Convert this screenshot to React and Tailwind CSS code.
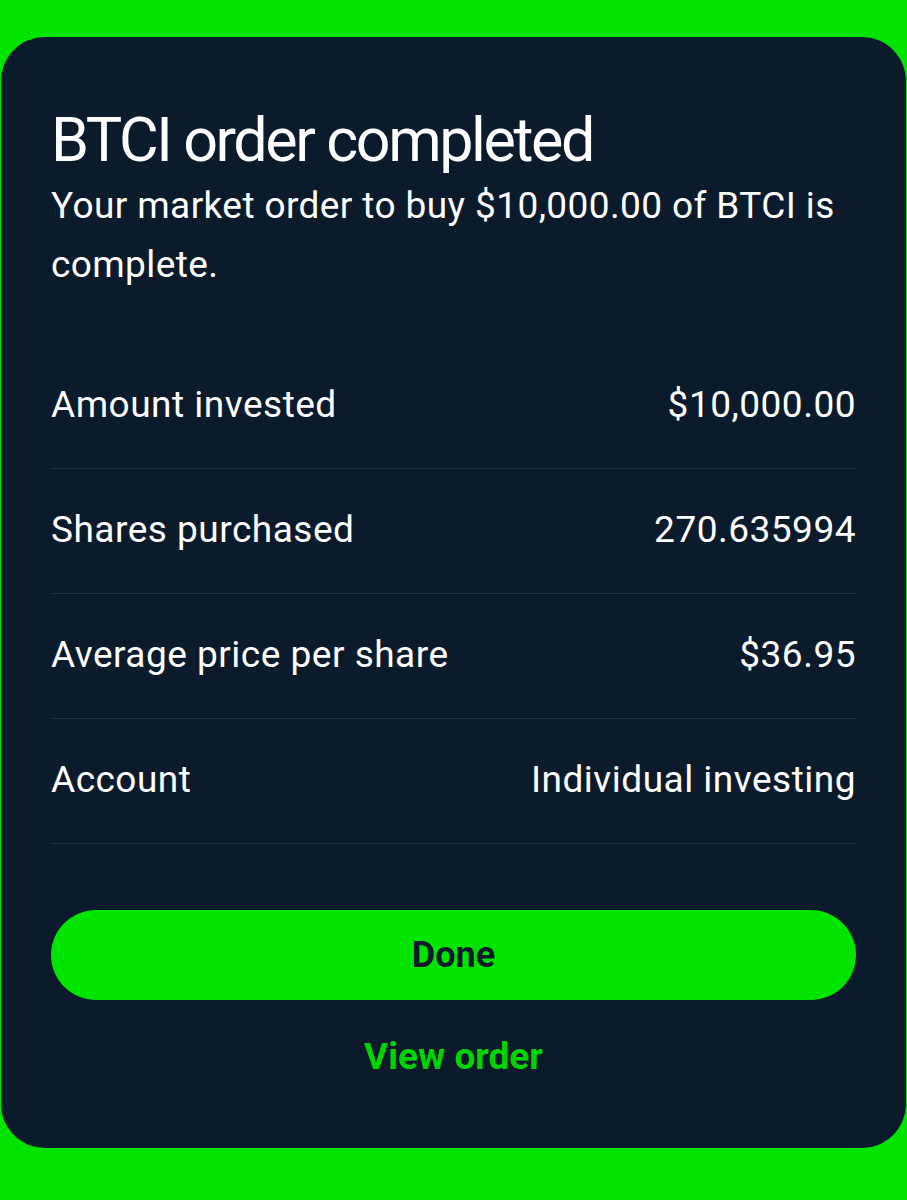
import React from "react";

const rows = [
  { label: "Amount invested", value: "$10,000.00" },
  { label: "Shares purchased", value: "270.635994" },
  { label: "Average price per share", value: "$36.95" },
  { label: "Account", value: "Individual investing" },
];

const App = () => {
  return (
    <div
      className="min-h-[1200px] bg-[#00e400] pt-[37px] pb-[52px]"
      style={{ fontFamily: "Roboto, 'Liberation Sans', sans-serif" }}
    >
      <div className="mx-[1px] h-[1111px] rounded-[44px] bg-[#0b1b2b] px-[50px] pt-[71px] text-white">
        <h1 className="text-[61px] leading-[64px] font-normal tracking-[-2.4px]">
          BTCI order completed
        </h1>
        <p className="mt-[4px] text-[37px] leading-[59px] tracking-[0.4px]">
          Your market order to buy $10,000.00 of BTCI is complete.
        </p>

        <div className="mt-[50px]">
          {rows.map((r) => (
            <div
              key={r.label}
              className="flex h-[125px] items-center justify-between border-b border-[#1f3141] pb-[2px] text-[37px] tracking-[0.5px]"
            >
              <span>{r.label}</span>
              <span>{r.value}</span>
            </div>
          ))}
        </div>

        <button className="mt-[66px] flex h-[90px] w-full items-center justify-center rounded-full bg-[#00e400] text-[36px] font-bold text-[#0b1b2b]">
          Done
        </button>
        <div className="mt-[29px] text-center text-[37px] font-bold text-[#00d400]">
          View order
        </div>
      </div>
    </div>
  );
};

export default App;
####################
**Aim**
Write out the whole listing again, exactly, with no pictures.

**Exercise answer**
Convert this screenshot to React and Tailwind CSS code.
import React from "react";

const rows = [
  { label: "Amount invested", value: "$10,000.00" },
  { label: "Shares purchased", value: "270.635994" },
  { label: "Average price per share", value: "$36.95" },
  { label: "Account", value: "Individual investing" },
];

const App = () => {
  return (
    <div
      className="min-h-[1200px] bg-[#00e400] pt-[37px] pb-[52px]"
      style={{ fontFamily: "Roboto, 'Liberation Sans', sans-serif" }}
    >
      <div className="mx-[1px] h-[1111px] rounded-[44px] bg-[#0b1b2b] px-[50px] pt-[71px] text-white">
        <h1 className="text-[61px] leading-[64px] font-normal tracking-[-2.4px]">
          BTCI order completed
        </h1>
        <p className="mt-[4px] text-[37px] leading-[59px] tracking-[0.4px]">
          Your market order to buy $10,000.00 of BTCI is complete.
        </p>

        <div className="mt-[50px]">
          {rows.map((r) => (
            <div
              key={r.label}
              className="flex h-[125px] items-center justify-between border-b border-[#1f3141] pb-[2px] text-[37px] tracking-[0.5px]"
            >
              <span>{r.label}</span>
              <span>{r.value}</span>
            </div>
          ))}
        </div>

        <button className="mt-[66px] flex h-[90px] w-full items-center justify-center rounded-full bg-[#00e400] text-[36px] font-bold text-[#0b1b2b]">
          Done
        </button>
        <div className="mt-[29px] text-center text-[37px] font-bold text-[#00d400]">
          View order
        </div>
      </div>
    </div>
  );
};

export default App;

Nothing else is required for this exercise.